Workers and Lordstown residents noted that GM didn’t say the plant was being shuttered for good and held out hope a new vehicle would be added there or even another auto company would buy the hulking complex that has produced the Vega, Cobalt, Cavalier and other models during the past half century.

But they also lamented Monday’s news after taxpayers bailed out GM and other automakers following the 2008 financial crisis, and the company benefited from Republican tax cuts last year that were meant to spur U.S. job creation.

“You give corporate America a whole bunch of money, they’re going to do what’s best for corporate America,’’ said Michael Hodak, 66, of Lordstown, a real estate broker who owns the Subway sandwich shop in the village.

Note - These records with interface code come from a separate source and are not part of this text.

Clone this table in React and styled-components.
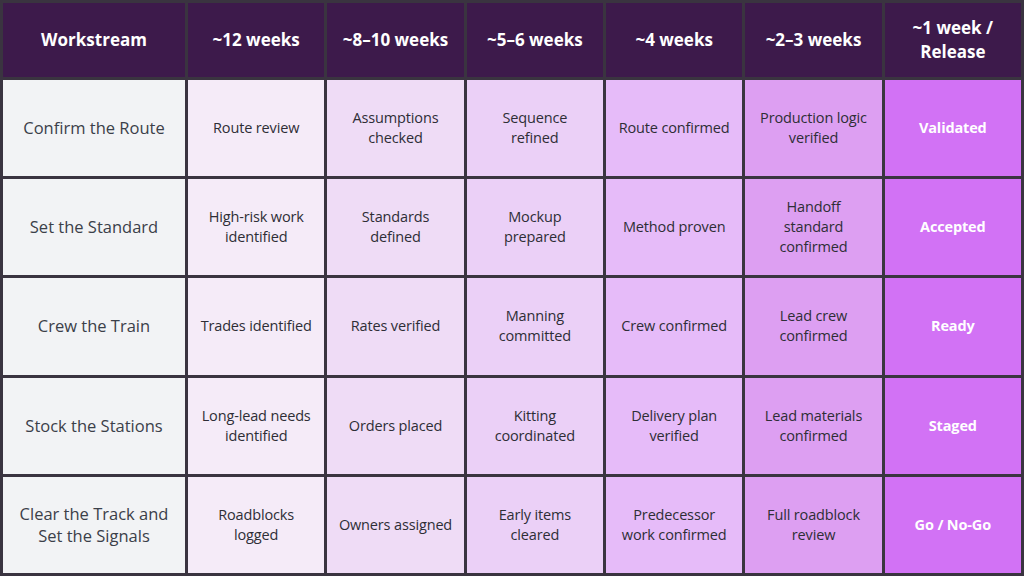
import React from "react";
import styled, { createGlobalStyle } from "styled-components";

const GlobalStyle = createGlobalStyle`
  html, body {
    margin: 0;
    padding: 0;
    background: #3a3440;
  }
  * {
    box-sizing: border-box;
  }
`;

// one shade per week column, lightest to strongest
const shades = ["#f5ebf8", "#efdcf6", "#ebd0f7", "#e6bbf9", "#dd9ff2", "#d272f5"];

const Table = styled.div`
  width: 1024px;
  height: 576px;
  display: grid;
  grid-template-columns: 182px repeat(6, 1fr);
  grid-template-rows: 74px repeat(5, 1fr);
  gap: 3px;
  padding: 3px;
  background: #3a3440;
  font-family: "Open Sans", "Liberation Sans", sans-serif;
`;

const HeadCell = styled.div`
  background: #3d1a4b;
  color: #ffffff;
  font-weight: 700;
  font-size: 17px;
  line-height: 24px;
  display: flex;
  align-items: center;
  justify-content: center;
  text-align: center;
  white-space: nowrap;
  padding: 0 6px;
`;

const Cell = styled.div`
  background: ${(p) => p.$bg};
  color: ${(p) => (p.$strong ? "#ffffff" : "#2e2e36")};
  font-weight: ${(p) => (p.$strong ? 700 : 400)};
  font-size: 14.5px;
  line-height: 20px;
  letter-spacing: -0.15px;
  display: flex;
  align-items: center;
  justify-content: center;
  text-align: center;
  white-space: nowrap;
  padding: 0 2px;
`;

const NameCell = styled(Cell)`
  background: #f2f3f5;
  color: #3b4049;
  font-size: 16.5px;
  line-height: 22px;
  letter-spacing: 0;
`;

const headers = [
  "Workstream",
  "~12 weeks",
  "~8–10 weeks",
  "~5–6 weeks",
  "~4 weeks",
  "~2–3 weeks",
  "~1 week /\nRelease",
];

const rows = [
  ["Confirm the Route", "Route review", "Assumptions\nchecked", "Sequence\nrefined", "Route confirmed", "Production logic\nverified", "Validated"],
  ["Set the Standard", "High-risk work\nidentified", "Standards\ndefined", "Mockup\nprepared", "Method proven", "Handoff\nstandard\nconfirmed", "Accepted"],
  ["Crew the Train", "Trades identified", "Rates verified", "Manning\ncommitted", "Crew confirmed", "Lead crew\nconfirmed", "Ready"],
  ["Stock the Stations", "Long-lead needs\nidentified", "Orders placed", "Kitting\ncoordinated", "Delivery plan\nverified", "Lead materials\nconfirmed", "Staged"],
  ["Clear the Track and\nSet the Signals", "Roadblocks\nlogged", "Owners assigned", "Early items\ncleared", "Predecessor\nwork confirmed", "Full roadblock\nreview", "Go / No-Go"],
];

const Lines = ({ text }) =>
  text.split("\n").map((t, i) => (
    <React.Fragment key={i}>
      {i > 0 && <br />}
      {t}
    </React.Fragment>
  ));

export default function App() {
  return (
    <>
      <GlobalStyle />
      <Table>
        {headers.map((h) => (
          <HeadCell key={h}>
            <span>
              <Lines text={h} />
            </span>
          </HeadCell>
        ))}
        {rows.map((row) =>
          row.map((c, i) =>
            i === 0 ? (
              <NameCell key={c}>
                <span>
                  <Lines text={c} />
                </span>
              </NameCell>
            ) : (
              <Cell key={row[0] + i} $bg={shades[i - 1]} $strong={i === 6}>
                <span>
                  <Lines text={c} />
                </span>
              </Cell>
            )
          )
        )}
      </Table>
    </>
  );
}
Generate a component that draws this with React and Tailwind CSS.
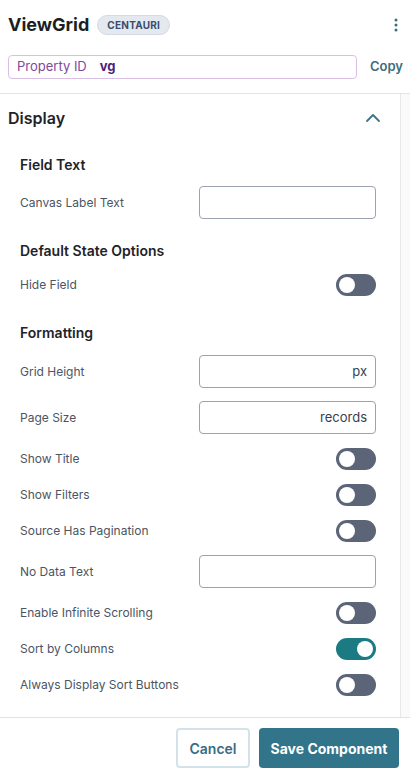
import React from "react";

function Toggle({ on }) {
  return (
    <div
      className={
        "w-[40px] h-[22px] rounded-full flex items-center px-[3px] " +
        (on ? "bg-[#1c7b82] justify-end" : "bg-[#5b6577] justify-start")
      }
    >
      <div className="w-[16px] h-[16px] rounded-full bg-white" />
    </div>
  );
}

function ToggleRow({ label, on }) {
  return (
    <div className="flex items-center justify-between h-[23px]">
      <span className="text-[12px] text-[#4b5563]">{label}</span>
      <Toggle on={on} />
    </div>
  );
}

function InputRow({ label, suffix }) {
  return (
    <div className="flex items-center justify-between">
      <span className="text-[12px] text-[#4b5563]">{label}</span>
      <div className="w-[177px] h-[33px] border border-[#9ca3af] rounded-[4px] flex items-center justify-end px-2 text-[13px] text-[#374151]">
        {suffix}
      </div>
    </div>
  );
}

function Heading({ children }) {
  return (
    <div className="h-[20px] flex items-center text-[14px] font-semibold text-[#1f2328]">
      {children}
    </div>
  );
}

export default function App() {
  return (
    <div
      className="w-[410px] h-[775px] bg-white flex flex-col overflow-hidden"
      style={{ fontFamily: "Inter, 'Liberation Sans', sans-serif" }}
    >
      {/* Header */}
      <div className="pl-2 pr-[7px] pt-[14px] pb-[14px] border-b border-[#e2e4e8]">
        <div className="flex items-center justify-between h-[22px]">
          <div className="flex items-center gap-2">
            <h1 className="text-[18px] font-bold text-[#1b1f24] leading-none">ViewGrid</h1>
            <span className="h-[20px] px-[9px] rounded-full bg-[#e4e8ef] border border-[#d3dae4] text-[10px] font-bold tracking-wide text-[#3b4b6b] flex items-center">
              CENTAURI
            </span>
          </div>
          <svg width="4" height="14" viewBox="0 0 4 14" className="mr-[5px]">
            <circle cx="2" cy="2" r="1.5" fill="#3d6b80" />
            <circle cx="2" cy="7" r="1.5" fill="#3d6b80" />
            <circle cx="2" cy="12" r="1.5" fill="#3d6b80" />
          </svg>
        </div>
        <div className="flex items-center justify-between mt-[19px]">
          <div className="w-[349px] h-[24px] border border-[#d9bfe6] rounded-[4px] flex items-center px-2 gap-[13px] text-[13px]">
            <span className="text-[#7b4aa0]">Property ID</span>
            <span className="font-bold text-[#4d2278]">vg</span>
          </div>
          <span className="text-[13px] font-semibold text-[#3e6c7d]">Copy</span>
        </div>
      </div>

      {/* Body */}
      <div className="flex h-[623px]">
        <div className="flex-1 overflow-hidden">
          <div className="h-12 flex items-center justify-between pl-2 pr-[19px]">
            <span className="text-[16px] font-semibold text-[#1f2328]">Display</span>
            <svg width="16" height="10" viewBox="0 0 16 10" fill="none">
              <path d="M2 8 L8 2 L14 8" stroke="#3d7389" strokeWidth="1.8" strokeLinecap="round" strokeLinejoin="round" />
            </svg>
          </div>
          <div className="pl-5 pr-[24px]">
            <div className="mt-[12px] flex flex-col gap-[12px]">
              <Heading>Field Text</Heading>
              <InputRow label="Canvas Label Text" />
            </div>
            <div className="mt-[21px] flex flex-col gap-[13px]">
              <Heading>Default State Options</Heading>
              <ToggleRow label="Hide Field" />
            </div>
            <div className="mt-[26px] flex flex-col gap-[13px]">
              <Heading>Formatting</Heading>
              <InputRow label="Grid Height" suffix="px" />
              <InputRow label="Page Size" suffix="records" />
              <ToggleRow label="Show Title" />
              <ToggleRow label="Show Filters" />
              <ToggleRow label="Source Has Pagination" />
              <InputRow label="No Data Text" />
              <ToggleRow label="Enable Infinite Scrolling" />
              <ToggleRow label="Sort by Columns" on />
              <ToggleRow label="Always Display Sort Buttons" />
            </div>
          </div>
        </div>
        <div className="w-[10px] border-l border-[#e6e8eb] bg-[#fafafa]" />
      </div>

      {/* Footer */}
      <div className="border-t border-[#dfe2e6] flex justify-end gap-[9px] pr-[11px] pt-[10px]">
        <button className="w-[74px] h-[40px] rounded-[4px] border-2 border-[#d4e3ea] text-[14px] font-semibold text-[#3b6b80] bg-white">
          Cancel
        </button>
        <button className="w-[140px] h-[40px] rounded-[4px] bg-[#32748a] text-[14px] font-bold text-white">
          Save Component
        </button>
      </div>
    </div>
  );
}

Lordstown Mayor Arno Hill was more forgiving. He said the problem was simply consumers’ demand for larger vehicles as low gas prices have made fuel-efficient cars like the Cruze less attractive.

“You can’t blame Trump, you can’t blame anybody in elected office because we have the wrong product at the wrong time,’’ Hill said.

The mayor said revenue connected with the Lordstown complex accounted for about half of his community’s budget of $5 million when the plant had three shifts running. The village of 3,200 has only one gas station and a handful of businesses near the government offices.

Tommy Wolikow, a Lordstown resident who said he was laid off from the plant on the day Trump was inaugurated last year, has been attending his rallies with the Good Jobs Nation coalition to bring attention to the plight of workers. He said the first political rally he attended was the one last year in Youngstown where Trump told voters not to sell their homes.

Wolikow, 36, who had bought a house two miles from the Lordstown plant, resisted seeking a transfer to another GM facility because he didn’t want to uproot his family and still had hopes of returning to work.

Now, unable to find another job and maxing out his credit cards, he’s put in for a transfer and isn’t sure he can trust Trump’s assurances the plant will remain open.

“It’s hard to keep on thinking that he’s going to fight for us,’’ Wolikow said.